Know before you go: Oxnard’s beaches are lined with homes of all types, and renting a beachfront option will most likely run you less than in just about any other area on this list. It’s also a great place for pet owners, since most beaches are dog-friendly. If you do get to spend a few days here, make a trip out to the relatively untouched Channel Islands. Boats to the cliff island of Anacapa (the closest one to the mainland) leave right from Oxnard Harbor, only take about an hour, and can arrange to bring kayaks along for you. Once there you’ll find nesting seabirds, wildflowers, and a place that’s gloriously free of anything commercial.

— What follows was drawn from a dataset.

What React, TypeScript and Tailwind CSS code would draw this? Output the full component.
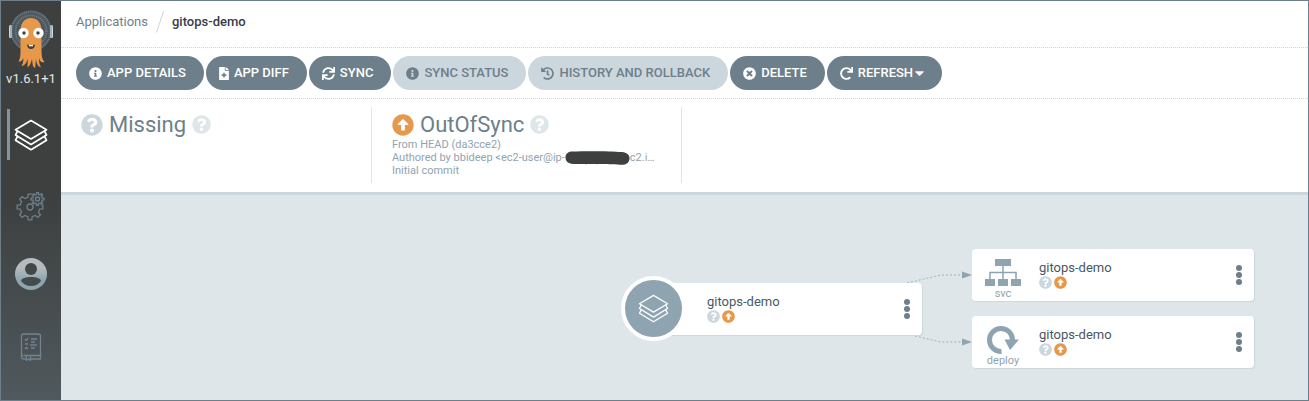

Where to eat/drink: The father-son duo behind dockside Fishermen’s Catch come from an Italian fishing family and both own and operate their own fishing boats, so this is the place to hit if you’re looking for a fresh local catch. Depending on the season, look for halibut and white seabass on the menu along with stone and spider crab in the attached market. If you’re looking for both a hidden gem and an old-school spot with menus that feature that age-old sketch of a mustachioed chef giving the OK sign, head straight for Dominick’s Italian restaurant for garlic bread, iceberg salads, chicken parm, and icy martinis.